Editor's comment: The bad apple?
Regulation is a good thing … except where it is bad thing.
Regulation can create a level playing field, it can give consumers confidence and standards, and also accountability.
But what if regulation was to stifle innovation, free thinking and progress?
Last week the Senior Insurance Managers Regime came into effect requiring insurance firms to clearly detail their management structure and allocation of individual responsibilities through governance maps.
This aims to ensure senior insurance employees are held to account for misconduct that falls under their area of responsibility and to attempt to stop the ‘rolling bad apple’ – individuals that have committed misconduct or regulatory breaches moving between firms who remain unaware of their previous history.
So far so good. But to seek out what is hopefully only a bad few the regulator has changed the governance of the many – with companies now forced to have clearer frameworks of individual responsibilities and a more robust evidence trail for most c-suite roles.
Many believe this clarity is positive but there is uncertainty to what extent top ranking employees will be impacted.

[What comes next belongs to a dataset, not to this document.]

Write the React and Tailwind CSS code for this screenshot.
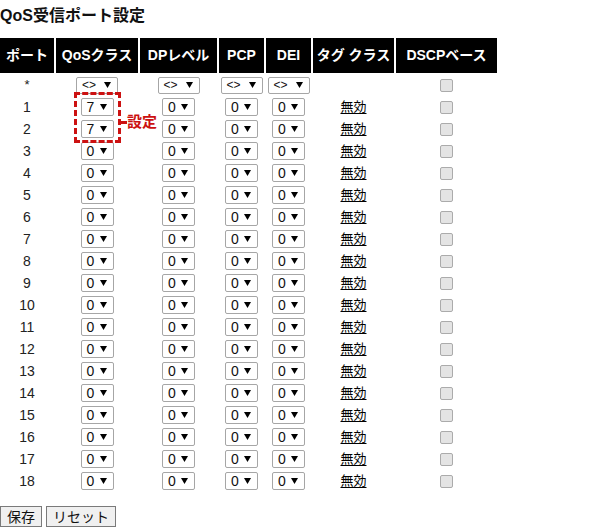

Some have called for “extra compensation and protection that’s covered by their employers” as a result of the added pressure and responsibilities. But is adding ‘danger money’ really going to help the situation?
Senior insurance managers have had to be fit and proper and abide by conduct standards for some time so is this regulation really necessary? There is a worry that high quality candidates could be put off going for the top jobs as the pressure and the responsibility is more defined. People will be more accountable and the regulator has issued a clear signal that any suggestion of misconduct will put them firmly in its sights?
Leading lawyers have suggested people could fall foul of the subjective view of former employers and issues if there is another agenda against them. So will this leave a stagnant recruiting pool in the future? Or could it leave insurers as pseudo-banks with little insurance experience sitting at board level, as suggested by former Suncorp and Aviva executive Patrick Snowball?
In 2018, the regime will be rolled out to insurance brokers and this will be an even greater burden for this sector, especially smaller independent brokers. There is no dispute that this is increasing costs and no real argument is offered as to how this improves policyholder protection.
Will this regulation itself become the rolling bad apple?